Wegen Mordes und schweren Raubes mit Todesfolge ist deshalb ein 29-Jähriger am Donnerstag vom Landgericht Kempten zu einer lebenslangen Haftstrafe verurteilt worden. Das Gericht sah es als erwiesen an, dass der Syrer den Pflegebedürftigen nach dem Raubüberfall gefesselt und geknebelt liegen ließ, obwohl er um die Erkrankungen des Opfers wusste und der Mann kaum atmen konnte.

„Es war ihm wurscht, was mit dem Opfer passiert“, sagte Schwiebacher in seiner Urteilsbegründung. Er habe keinerlei Zweifel an einer vorsätzlichen Tötung. Mit dem Strafmaß orientierte sich das Gericht deshalb an der Forderung der Staatsanwaltschaft. Das Urteil ist noch nicht rechtskräftig. (Az. 210 Js 5527/20)

Der syrische Angeklagte war demnach für die Ausführung des Raubs zuständig. Geplant hatte die Tat ein Bekannter, der dem Opfer mehrere Jahre im Rahmen der Nachbarschaftshilfe im Alltag zur Seite gestanden hatte. Dabei hatte er dem bisexuellen 50-Jährigen auch geholfen, im Internet Kontakt zu Sexpartnern herzustellen. So entstand der Plan, dass sich der Angeklagte über ein gefälschtes Dating-Profil Zugang zur Wohnung verschaffen könnte.

Nach Auffassung des Gerichts handelten die beiden Syrer aus Habgier. Dazu aussagen konnte während des Verfahrens aber nur noch einer der beiden: Der mutmaßliche Drahtzieher des Raubes beging im August in Untersuchungshaft Suizid. Er hatte bei der Polizei seine Beteiligung gestanden und betont, er habe den Tod des Opfers nicht gewollt. In dem 50-Jährigen habe er eigentlich eine Art Ersatzvater gesehen. „Er war betroffen, wie das Ganze gelaufen ist, und wollte reinen Tisch machen“, sagte der Richter.

Der Angeklagte bestritt dagegen bis zuletzt seine Schuld am Tod des Pflegebedürftigen. Er sei von seinem Bekannten gezwungen worden, bei dessen Plan zu helfen, und sei „hundertprozentig unschuldig“. Er sei auch nie in der Wohnung des Opfers gewesen. Seine DNA sei dort nur gefunden worden, weil sein Bekannter dort seine Handschuhe benutzt und so die Ermittler ausgetrickst habe - eine Erklärung, die der Richter am Donnerstag als „Märchen aus 1001 Nacht“ bezeichnete.

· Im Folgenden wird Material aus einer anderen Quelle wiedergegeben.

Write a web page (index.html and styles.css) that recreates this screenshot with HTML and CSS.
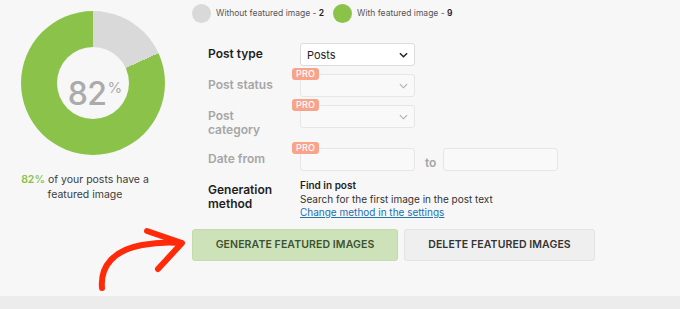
FILE: index.html
```html
<!DOCTYPE html>
<html lang="en">
<head>
  <meta charset="UTF-8" />
  <title>Featured Images</title>
  <link rel="stylesheet" href="styles.css">
</head>
<body>
  <div class="panel">
    <div class="stats">
      <div class="donut">
        <div class="donut-hole"><span class="num">82</span><span class="pct">%</span></div>
      </div>
      <p class="caption"><b>82%</b> of your posts have a featured image</p>
    </div>

    <div class="main">
      <div class="legend">
        <span class="dot dot-grey"></span><span>Without featured image - <b>2</b></span>
        <span class="dot dot-green"></span><span>With featured image - <b>9</b></span>
      </div>

      <div class="form">
        <div class="row">
          <label>Post type</label>
          <div class="field">
            <div class="select">Posts <svg viewBox="0 0 10 6"><path d="M1 1l4 4 4-4"/></svg></div>
          </div>
        </div>
        <div class="row off">
          <label>Post status</label>
          <div class="field">
            <span class="pro">PRO</span>
            <div class="select"><svg viewBox="0 0 10 6"><path d="M1 1l4 4 4-4"/></svg></div>
          </div>
        </div>
        <div class="row off">
          <label>Post<br>category</label>
          <div class="field">
            <span class="pro">PRO</span>
            <div class="select"><svg viewBox="0 0 10 6"><path d="M1 1l4 4 4-4"/></svg></div>
          </div>
        </div>
        <div class="row off date-row">
          <label>Date from</label>
          <div class="field">
            <span class="pro">PRO</span>
            <div class="input"></div>
          </div>
          <span class="to">to</span>
          <div class="input"></div>
        </div>
        <div class="row gen">
          <label>Generation<br>method</label>
          <div class="method">
            <b>Find in post</b><br>
            Search for the first image in the post text<br>
            <a href="#">Change method in the settings</a>
          </div>
        </div>
      </div>

      <div class="actions">
        <button class="btn btn-gen">GENERATE FEATURED IMAGES</button>
        <button class="btn btn-del">DELETE FEATURED IMAGES</button>
      </div>
    </div>

    <svg class="arrow" viewBox="0 0 680 309" width="680" height="309">
      <path d="M102 288 C100 266 114 250 142 245 C158 242 171 242 181 243"/>
      <path d="M147 231 L182 243 L158 269"/>
    </svg>
  </div>
  <footer class="band"></footer>
</body>
</html>
```

FILE: styles.css
```css
:root{--green:#8bc34a;--grey:#d9d9d9;--bg:#f7f7f7;--text:#1f1f1f;--muted:#a6a6a6;--pro:#f8a48b;}
*{box-sizing:border-box;margin:0;padding:0}
body{font-family:Inter,"Noto Sans",sans-serif;background:var(--bg);color:var(--text);width:680px;height:309px;overflow:hidden}
.panel{position:relative;display:flex;height:296px}
.band{height:13px;background:#ececec}

/* left: donut */
.stats{width:186px;padding-top:11px;display:flex;flex-direction:column;align-items:center}
.donut{width:144px;height:144px;border-radius:50%;background:conic-gradient(var(--grey) 0 18.2%,var(--green) 18.2% 100%);display:flex;align-items:center;justify-content:center}
.donut-hole{width:72px;height:72px;border-radius:50%;background:var(--bg);display:flex;align-items:center;justify-content:center;color:#ababab;padding:21px 0 0 4px}
.num{font-size:32px;font-weight:500;line-height:32px;letter-spacing:-.5px}
.pct{font-size:15px;line-height:15px;align-self:flex-start;margin-top:12px;margin-left:1px}
.caption{margin:17px 16px 0 0;text-align:center;font-size:10.5px;line-height:15px;color:#3c3c3c;width:150px}
.caption b{color:var(--green);font-weight:600}

/* right */
.main{padding-left:6px;padding-top:3px}
.legend{display:flex;align-items:center;height:20px;font-size:8.5px;color:#555;margin-bottom:20px}
.legend b{color:#222;font-weight:600}
.dot{width:19px;height:19px;border-radius:50%;margin-right:5px}
.dot-grey{background:var(--grey)}
.dot-green{background:var(--green);margin-left:9px}

.form{padding-left:16px}
.row{display:flex;align-items:flex-start;margin-bottom:8px}
.row label{width:92px;padding-top:4px;font-size:12px;line-height:14px;font-weight:600;color:#1f1f1f}
.row.off label{color:var(--muted)}
.row:nth-child(3){margin-bottom:11px}
.field{position:relative}
.select,.input{width:115px;height:23px;border:1px solid #dcdcdc;border-radius:3px;background:#fff;display:flex;align-items:center;justify-content:space-between;padding:0 6px 0 6px;font-size:11px;color:#222}
.select svg{width:9px;height:6px;margin-left:auto;fill:none;stroke:#222;stroke-width:1.6}
.off .select,.off .input{background:#f9f9f9;border-color:#e6e6e6}
.off .select svg{stroke:#aaa;stroke-width:1.2}
.pro{position:absolute;left:-8px;top:-6px;background:var(--pro);color:#fff;font-size:9px;font-weight:500;line-height:12px;padding:0 4px;border-radius:3px;letter-spacing:.2px}
.to{font-size:12px;font-weight:600;color:var(--muted);margin:7px 7px 0 10px}
.method{font-size:10px;line-height:13.5px;color:#333}
.method b{font-weight:600;color:#1f1f1f}
.method a{color:#2271b1}

.actions{display:flex;gap:6px;margin-top:9px}
.btn{height:32px;border-radius:3px;font-family:inherit;font-size:10.5px;font-weight:600;letter-spacing:.1px;cursor:pointer}
.btn-gen{width:206px;background:#cde2b9;border:1px solid #c3dbad;color:#3d5330}
.btn-del{width:191px;background:#efefef;border:1px solid #e2e2e2;color:#333}

.arrow{position:absolute;left:0;top:0;pointer-events:none;fill:none;stroke:#ff2a0a;stroke-width:6;stroke-linecap:round;stroke-linejoin:round}
```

Ein Geständnis hatte zu Beginn des Prozesses der mitangeklagte Bruder des Täters abgelegt. Er hatte nach dem Überfall einen Teil der Beute erhalten und in seiner Wohnung vor den Ermittlern versteckt. Er bereue seine Tat zutiefst, ließ der 23-Jährige über seinen Verteidiger erklären. Er wurde wegen Begünstigung und Hehlerei zu acht Monaten Haft auf Bewährung verurteilt.